Activées et manipulées par les utilisateurs, ces architectures «relationnelles» sont habillées de noir, couleur élégante et mystérieuse, semblable à celle des costumes que leurs usagers seront amenés à «porter» en entreprise, non comme un fardeau, mais comme la métaphore chromatique d’une réussite obtenue après un long parcours. Fidèles à l’esthétique du Bauhaus, ces agencements résonnent avec l’univers de HEC, microsociété hiérarchisée de pouvoir, où s’invente celle de l’entreprise et du travail de demain. En contraste avec sa rigueur architectonique, le titre poétique et lyrique de l’ensemble, Il y aura de la place pour tout le monde, est aussi là pour rassurer les usagers: après HEC, il y aura de la place pour tous, dans le monde du travail. Au-delà de l’analogie sensible de la pyramide de Maslow, cette installation soulève la question de l’habitat réapproprié. Entre cabane primordiale et domus étrusque, l’étudiant pratique, teste, investit des espaces «oubliés». Parti à la conquête de milieux et de perspectives inattendus pour une appréhension plus performante de l’entreprise, il va à la rencontre de lui-même, à travers une mise en abyme de son architecture intérieure, une connexion de son corps et de son âme, sans souci de temps ni d’obstacles à surmonter.

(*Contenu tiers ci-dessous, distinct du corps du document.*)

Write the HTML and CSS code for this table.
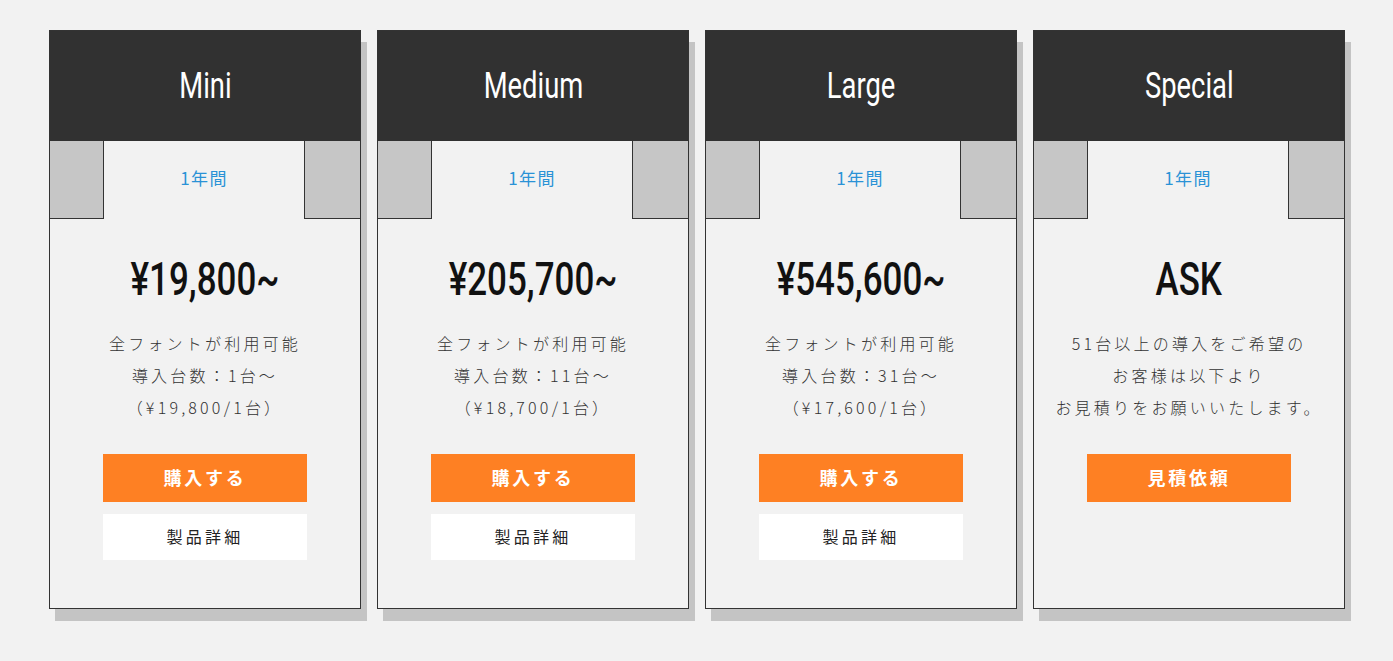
FILE: index.html
```html
<!DOCTYPE html>
<html lang="ja">
<head>
<meta charset="utf-8">
<title>Plans</title>
<link rel="stylesheet" href="styles.css">
</head>
<body>
<div class="plans">
  <div class="card">
    <div class="head"><span class="cond">Mini</span></div>
    <div class="tabs"><div class="side left"></div><div class="mid">1年間</div><div class="side right"></div></div>
    <div class="body">
      <div class="price"><span class="cond">¥19,800~</span></div>
      <p class="desc">全フォントが利用可能<br>導入台数：1台～<br>（¥19,800/1台）</p>
      <a class="btn buy" href="#">購入する</a>
      <a class="btn detail" href="#">製品詳細</a>
    </div>
  </div>
  <div class="card">
    <div class="head"><span class="cond">Medium</span></div>
    <div class="tabs"><div class="side left"></div><div class="mid">1年間</div><div class="side right"></div></div>
    <div class="body">
      <div class="price"><span class="cond">¥205,700~</span></div>
      <p class="desc">全フォントが利用可能<br>導入台数：11台～<br>（¥18,700/1台）</p>
      <a class="btn buy" href="#">購入する</a>
      <a class="btn detail" href="#">製品詳細</a>
    </div>
  </div>
  <div class="card">
    <div class="head"><span class="cond">Large</span></div>
    <div class="tabs"><div class="side left"></div><div class="mid">1年間</div><div class="side right"></div></div>
    <div class="body">
      <div class="price"><span class="cond">¥545,600~</span></div>
      <p class="desc">全フォントが利用可能<br>導入台数：31台～<br>（¥17,600/1台）</p>
      <a class="btn buy" href="#">購入する</a>
      <a class="btn detail" href="#">製品詳細</a>
    </div>
  </div>
  <div class="card">
    <div class="head"><span class="cond">Special</span></div>
    <div class="tabs"><div class="side left"></div><div class="mid">1年間</div><div class="side right"></div></div>
    <div class="body">
      <div class="price"><span class="cond">ASK</span></div>
      <p class="desc">51台以上の導入をご希望の<br>お客様は以下より<br>お見積りをお願いいたします。</p>
      <a class="btn buy" href="#">見積依頼</a>
    </div>
  </div>
</div>
</body>
</html>
```
FILE: styles.css
```css
html, body {
  margin: 0;
  padding: 0;
  background: #f2f2f2;
}
body {
  font-family: "Noto Sans CJK JP", "Noto Sans", sans-serif;
  color: #333;
}
.plans {
  display: flex;
  gap: 16px;
  padding: 30px 0 40px 49px;
  align-items: stretch;
}
.card {
  width: 310px;
  border: 1px solid #333;
  background: #f2f2f2;
  box-shadow: 6px 12px 0 #c4c4c4;
  display: flex;
  flex-direction: column;
}
.cond {
  display: inline-block;
  font-family: Roboto, "Liberation Sans", sans-serif;
  transform: scaleX(0.76);
  white-space: nowrap;
}
.head {
  height: 110px;
  background: #313131;
  color: #fff;
  display: flex;
  align-items: center;
  justify-content: center;
  font-size: 36px;
  font-weight: 400;
}
.tabs {
  display: flex;
  height: 78px;
}
.side {
  background: #c6c6c6;
  border-bottom: 1px solid #333;
  box-sizing: border-box;
}
.side.left {
  width: 54px;
  border-right: 1px solid #333;
}
.side.right {
  flex: 1;
  border-left: 1px solid #333;
}
.mid {
  width: 200px;
  display: flex;
  align-items: center;
  justify-content: center;
  color: #2a92d6;
  font-size: 17px;
  font-weight: 400;
  letter-spacing: 0.08em;
  padding-bottom: 6px;
  box-sizing: border-box;
}
.body {
  flex: 1;
  display: flex;
  flex-direction: column;
  align-items: center;
  padding: 33px 0 48px;
}
.price {
  font-size: 46px;
  line-height: 46px;
  height: 46px;
  color: #111;
  font-weight: 500;
}
.desc {
  margin: 29px 0 31px;
  font-size: 16px;
  line-height: 32px;
  letter-spacing: 0.2em;
  text-align: center;
  color: #333;
  font-weight: 300;
}
.btn {
  display: flex;
  align-items: center;
  justify-content: center;
  width: 204px;
  text-decoration: none;
  box-sizing: border-box;
}
.btn.buy {
  height: 48px;
  background: #fe8023;
  color: #fff;
  font-weight: 700;
  font-size: 18px;
  letter-spacing: 0.15em;
  padding-bottom: 3px;
}
.btn.detail {
  margin-top: 12px;
  height: 46px;
  background: #fff;
  color: #222;
  font-size: 16px;
  letter-spacing: 0.2em;
  padding-bottom: 3px;
}
```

De belles retrouvailles, en quelque sorte.

Virginie Chuimer, journaliste, historienne d’art

Nés en 1986 à Nantes, Nicolas Barreau et Jules Charbonnet sont diplômés de l’École de Design Nantes Atlantique. Après avoir travaillé individuellement dans des agences d’architecture, ils créent l’atelier Barreau & Charbonnet en 2011. Designers de formation, plasticiens par engagements, ils conçoivent conjointement des scénographies dans le domaine de la culture, des systèmes innovants en réponse aux mutations des cadres de vie, des espaces de vente de biens ou services, ainsi que des dispositifs plastiques interrogeant des usages tel qu’habiter, se déplacer, s’exprimer.